Under the proposed changes, Freshman university students who are younger than 19 must wait until their birthday to drink alcohol and buy cigarettes legally. Currently, if you are eighteen years old on December 31, you can legally drink alcohol on January 1st. Similarly, your birthday will decide when you are an adult in terms of Korean criminal law.

The new law will say that on the day that a person is born, they will be considered zero age. Combined with the elimination of the January 1st rule, age will be two years less than the current system if the law is passed.  Age for school entrance would then change. Currently in Korea, children must be eight years old to begin elementary school. In western age, the same child is six years old. Under the proposed law, a child who is six years old before January 1st of any year can start elementary school.

For male university students, the age to begin military service will mostly likely be reduced by two years because everyone will be two years younger. Exact entrance times might also be adjusted if the legislation becomes law.

Korea was not the only country to calculate age in a variety of ways. Seowon news talked to some foreign students for information on their countries.

-Chen Lin(China): We also calculate age as same as Korea.
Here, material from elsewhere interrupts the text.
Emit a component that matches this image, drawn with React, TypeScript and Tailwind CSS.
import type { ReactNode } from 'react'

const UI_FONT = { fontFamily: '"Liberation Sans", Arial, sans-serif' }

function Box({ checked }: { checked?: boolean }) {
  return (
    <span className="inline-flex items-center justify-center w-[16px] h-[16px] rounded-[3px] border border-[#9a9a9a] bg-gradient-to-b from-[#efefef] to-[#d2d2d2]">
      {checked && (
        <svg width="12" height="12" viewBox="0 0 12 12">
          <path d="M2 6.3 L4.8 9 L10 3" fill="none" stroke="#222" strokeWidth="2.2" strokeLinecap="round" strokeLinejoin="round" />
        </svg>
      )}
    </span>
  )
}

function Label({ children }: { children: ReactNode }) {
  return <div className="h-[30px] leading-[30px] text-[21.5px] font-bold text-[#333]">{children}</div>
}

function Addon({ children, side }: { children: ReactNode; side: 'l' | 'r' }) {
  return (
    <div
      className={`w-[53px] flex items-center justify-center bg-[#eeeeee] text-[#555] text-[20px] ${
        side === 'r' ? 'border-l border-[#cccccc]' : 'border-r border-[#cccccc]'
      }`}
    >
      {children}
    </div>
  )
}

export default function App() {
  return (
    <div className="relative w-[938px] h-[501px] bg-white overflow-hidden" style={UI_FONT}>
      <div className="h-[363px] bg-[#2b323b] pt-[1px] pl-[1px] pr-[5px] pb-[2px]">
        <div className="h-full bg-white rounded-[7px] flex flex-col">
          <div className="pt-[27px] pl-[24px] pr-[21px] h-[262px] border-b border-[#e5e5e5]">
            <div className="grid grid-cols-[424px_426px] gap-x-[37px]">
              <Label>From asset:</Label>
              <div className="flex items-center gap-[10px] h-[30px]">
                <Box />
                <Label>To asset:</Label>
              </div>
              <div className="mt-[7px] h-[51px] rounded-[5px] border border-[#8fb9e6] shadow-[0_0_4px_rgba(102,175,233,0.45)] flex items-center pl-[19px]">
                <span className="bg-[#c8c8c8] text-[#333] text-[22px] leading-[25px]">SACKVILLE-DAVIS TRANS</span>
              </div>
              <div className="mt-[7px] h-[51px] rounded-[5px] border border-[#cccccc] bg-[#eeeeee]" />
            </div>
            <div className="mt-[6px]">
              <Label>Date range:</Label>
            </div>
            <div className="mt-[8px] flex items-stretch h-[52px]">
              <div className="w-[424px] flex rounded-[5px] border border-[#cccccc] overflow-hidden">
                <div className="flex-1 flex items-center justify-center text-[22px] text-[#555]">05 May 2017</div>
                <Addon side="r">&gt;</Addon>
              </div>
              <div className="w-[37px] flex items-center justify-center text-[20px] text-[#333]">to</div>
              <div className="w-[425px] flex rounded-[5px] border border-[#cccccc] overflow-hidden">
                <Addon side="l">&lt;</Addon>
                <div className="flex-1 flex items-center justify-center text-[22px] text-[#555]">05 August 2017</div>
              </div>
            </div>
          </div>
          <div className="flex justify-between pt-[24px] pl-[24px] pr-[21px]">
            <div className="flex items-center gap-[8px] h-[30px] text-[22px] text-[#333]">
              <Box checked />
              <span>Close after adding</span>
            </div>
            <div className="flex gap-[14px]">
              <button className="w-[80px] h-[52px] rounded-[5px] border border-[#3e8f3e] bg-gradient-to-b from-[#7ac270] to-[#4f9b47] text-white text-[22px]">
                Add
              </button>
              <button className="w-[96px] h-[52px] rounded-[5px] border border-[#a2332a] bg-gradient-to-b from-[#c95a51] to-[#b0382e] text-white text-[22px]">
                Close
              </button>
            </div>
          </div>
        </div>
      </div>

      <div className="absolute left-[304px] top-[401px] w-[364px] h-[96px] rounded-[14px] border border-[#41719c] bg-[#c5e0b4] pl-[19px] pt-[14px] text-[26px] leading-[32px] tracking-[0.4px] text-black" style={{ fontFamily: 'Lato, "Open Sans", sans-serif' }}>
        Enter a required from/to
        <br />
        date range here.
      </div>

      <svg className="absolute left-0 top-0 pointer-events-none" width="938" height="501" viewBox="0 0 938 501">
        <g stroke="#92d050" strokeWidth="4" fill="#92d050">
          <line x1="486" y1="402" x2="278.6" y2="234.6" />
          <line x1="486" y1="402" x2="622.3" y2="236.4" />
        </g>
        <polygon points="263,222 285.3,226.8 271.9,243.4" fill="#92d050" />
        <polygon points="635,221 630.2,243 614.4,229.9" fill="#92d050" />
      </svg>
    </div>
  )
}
Because I am born in 1999, now I am 21 years old.

-Asma(Somalia): Our previous generations like my grandmother calculated 10 months like 1 year, but now we calculate 12 months as 1 year.

Then, I asked some Seowon University students what they think about this proposal. Many students answered that they agree with that. English Education major Lee Seong-ho said, “Korea is the only country in the world counting its age as a ‘Korean age.’ However, we use the age in full in our legal provisions and other public documents, but it is questionable whether we should use Korean age.” He added, “Also, I am 22 years old in Malaysia, but I am 24 years old in Korea. They don’t know what I want to be a little younger.” Jang Won-gil said, “There are no major problems with everyday life, but two ages being used together in one country can bring more confusion when living in a foreign country or writing important documents. To reduce this confusion, it is more convenient to use international age.” Gwon O-seong from Aerial Service major also said that he thought it is better to follow the counting in full because of confusion.

However, English Education major Jo Byeong-guk said, “I like the existing way. If it suddenly changed, there would be more confusion in Korea.”